__What needs to be done__
Reproduce each line of the material exactly, minus any picture.
..........
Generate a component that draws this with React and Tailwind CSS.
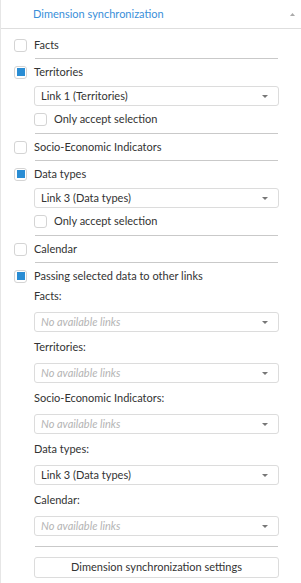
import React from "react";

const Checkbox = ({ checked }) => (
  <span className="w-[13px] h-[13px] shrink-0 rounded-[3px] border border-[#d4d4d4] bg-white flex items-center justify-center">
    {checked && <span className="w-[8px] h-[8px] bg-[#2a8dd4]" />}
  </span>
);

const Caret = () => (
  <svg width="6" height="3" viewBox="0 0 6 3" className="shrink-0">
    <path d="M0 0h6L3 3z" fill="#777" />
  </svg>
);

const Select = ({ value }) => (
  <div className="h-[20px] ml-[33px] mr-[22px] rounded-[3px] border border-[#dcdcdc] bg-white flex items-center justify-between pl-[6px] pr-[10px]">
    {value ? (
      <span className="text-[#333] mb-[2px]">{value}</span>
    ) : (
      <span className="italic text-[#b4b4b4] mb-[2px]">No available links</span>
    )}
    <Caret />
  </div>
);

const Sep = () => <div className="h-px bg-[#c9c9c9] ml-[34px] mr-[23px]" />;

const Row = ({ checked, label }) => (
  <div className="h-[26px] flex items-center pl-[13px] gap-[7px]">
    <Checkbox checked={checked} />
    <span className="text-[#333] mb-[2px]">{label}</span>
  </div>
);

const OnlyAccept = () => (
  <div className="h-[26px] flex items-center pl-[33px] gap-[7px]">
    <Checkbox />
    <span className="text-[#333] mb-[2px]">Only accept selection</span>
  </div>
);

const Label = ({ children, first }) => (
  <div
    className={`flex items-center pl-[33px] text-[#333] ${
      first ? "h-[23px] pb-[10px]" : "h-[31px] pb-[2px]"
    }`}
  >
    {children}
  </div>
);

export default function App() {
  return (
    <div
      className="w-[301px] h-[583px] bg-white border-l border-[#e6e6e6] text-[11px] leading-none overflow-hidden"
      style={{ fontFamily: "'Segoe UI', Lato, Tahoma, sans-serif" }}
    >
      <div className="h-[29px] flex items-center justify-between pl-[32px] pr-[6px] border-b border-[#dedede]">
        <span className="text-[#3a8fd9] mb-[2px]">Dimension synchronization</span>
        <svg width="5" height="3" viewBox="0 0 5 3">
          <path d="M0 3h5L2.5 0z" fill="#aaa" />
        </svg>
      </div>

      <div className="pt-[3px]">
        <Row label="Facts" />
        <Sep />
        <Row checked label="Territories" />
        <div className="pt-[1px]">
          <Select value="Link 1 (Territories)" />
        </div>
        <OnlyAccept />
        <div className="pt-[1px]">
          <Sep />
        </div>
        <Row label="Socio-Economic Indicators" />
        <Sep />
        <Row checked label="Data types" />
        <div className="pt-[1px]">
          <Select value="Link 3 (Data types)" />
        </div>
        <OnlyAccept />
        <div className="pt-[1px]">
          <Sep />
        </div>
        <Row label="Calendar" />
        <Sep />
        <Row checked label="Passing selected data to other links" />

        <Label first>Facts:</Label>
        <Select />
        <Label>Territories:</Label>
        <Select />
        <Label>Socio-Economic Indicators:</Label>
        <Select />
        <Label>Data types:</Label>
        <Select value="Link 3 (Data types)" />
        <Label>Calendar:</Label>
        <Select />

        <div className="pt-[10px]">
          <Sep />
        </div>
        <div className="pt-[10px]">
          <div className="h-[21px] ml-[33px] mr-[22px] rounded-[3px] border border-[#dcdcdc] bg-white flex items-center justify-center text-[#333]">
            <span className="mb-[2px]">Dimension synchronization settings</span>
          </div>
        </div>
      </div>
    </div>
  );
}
..........
__Written response__
Generate a component that draws this with React and Tailwind CSS.
import React from "react";

const Checkbox = ({ checked }) => (
  <span className="w-[13px] h-[13px] shrink-0 rounded-[3px] border border-[#d4d4d4] bg-white flex items-center justify-center">
    {checked && <span className="w-[8px] h-[8px] bg-[#2a8dd4]" />}
  </span>
);

const Caret = () => (
  <svg width="6" height="3" viewBox="0 0 6 3" className="shrink-0">
    <path d="M0 0h6L3 3z" fill="#777" />
  </svg>
);

const Select = ({ value }) => (
  <div className="h-[20px] ml-[33px] mr-[22px] rounded-[3px] border border-[#dcdcdc] bg-white flex items-center justify-between pl-[6px] pr-[10px]">
    {value ? (
      <span className="text-[#333] mb-[2px]">{value}</span>
    ) : (
      <span className="italic text-[#b4b4b4] mb-[2px]">No available links</span>
    )}
    <Caret />
  </div>
);

const Sep = () => <div className="h-px bg-[#c9c9c9] ml-[34px] mr-[23px]" />;

const Row = ({ checked, label }) => (
  <div className="h-[26px] flex items-center pl-[13px] gap-[7px]">
    <Checkbox checked={checked} />
    <span className="text-[#333] mb-[2px]">{label}</span>
  </div>
);

const OnlyAccept = () => (
  <div className="h-[26px] flex items-center pl-[33px] gap-[7px]">
    <Checkbox />
    <span className="text-[#333] mb-[2px]">Only accept selection</span>
  </div>
);

const Label = ({ children, first }) => (
  <div
    className={`flex items-center pl-[33px] text-[#333] ${
      first ? "h-[23px] pb-[10px]" : "h-[31px] pb-[2px]"
    }`}
  >
    {children}
  </div>
);

export default function App() {
  return (
    <div
      className="w-[301px] h-[583px] bg-white border-l border-[#e6e6e6] text-[11px] leading-none overflow-hidden"
      style={{ fontFamily: "'Segoe UI', Lato, Tahoma, sans-serif" }}
    >
      <div className="h-[29px] flex items-center justify-between pl-[32px] pr-[6px] border-b border-[#dedede]">
        <span className="text-[#3a8fd9] mb-[2px]">Dimension synchronization</span>
        <svg width="5" height="3" viewBox="0 0 5 3">
          <path d="M0 3h5L2.5 0z" fill="#aaa" />
        </svg>
      </div>

      <div className="pt-[3px]">
        <Row label="Facts" />
        <Sep />
        <Row checked label="Territories" />
        <div className="pt-[1px]">
          <Select value="Link 1 (Territories)" />
        </div>
        <OnlyAccept />
        <div className="pt-[1px]">
          <Sep />
        </div>
        <Row label="Socio-Economic Indicators" />
        <Sep />
        <Row checked label="Data types" />
        <div className="pt-[1px]">
          <Select value="Link 3 (Data types)" />
        </div>
        <OnlyAccept />
        <div className="pt-[1px]">
          <Sep />
        </div>
        <Row label="Calendar" />
        <Sep />
        <Row checked label="Passing selected data to other links" />

        <Label first>Facts:</Label>
        <Select />
        <Label>Territories:</Label>
        <Select />
        <Label>Socio-Economic Indicators:</Label>
        <Select />
        <Label>Data types:</Label>
        <Select value="Link 3 (Data types)" />
        <Label>Calendar:</Label>
        <Select />

        <div className="pt-[10px]">
          <Sep />
        </div>
        <div className="pt-[10px]">
          <div className="h-[21px] ml-[33px] mr-[22px] rounded-[3px] border border-[#dcdcdc] bg-white flex items-center justify-center text-[#333]">
            <span className="mb-[2px]">Dimension synchronization settings</span>
          </div>
        </div>
      </div>
    </div>
  );
}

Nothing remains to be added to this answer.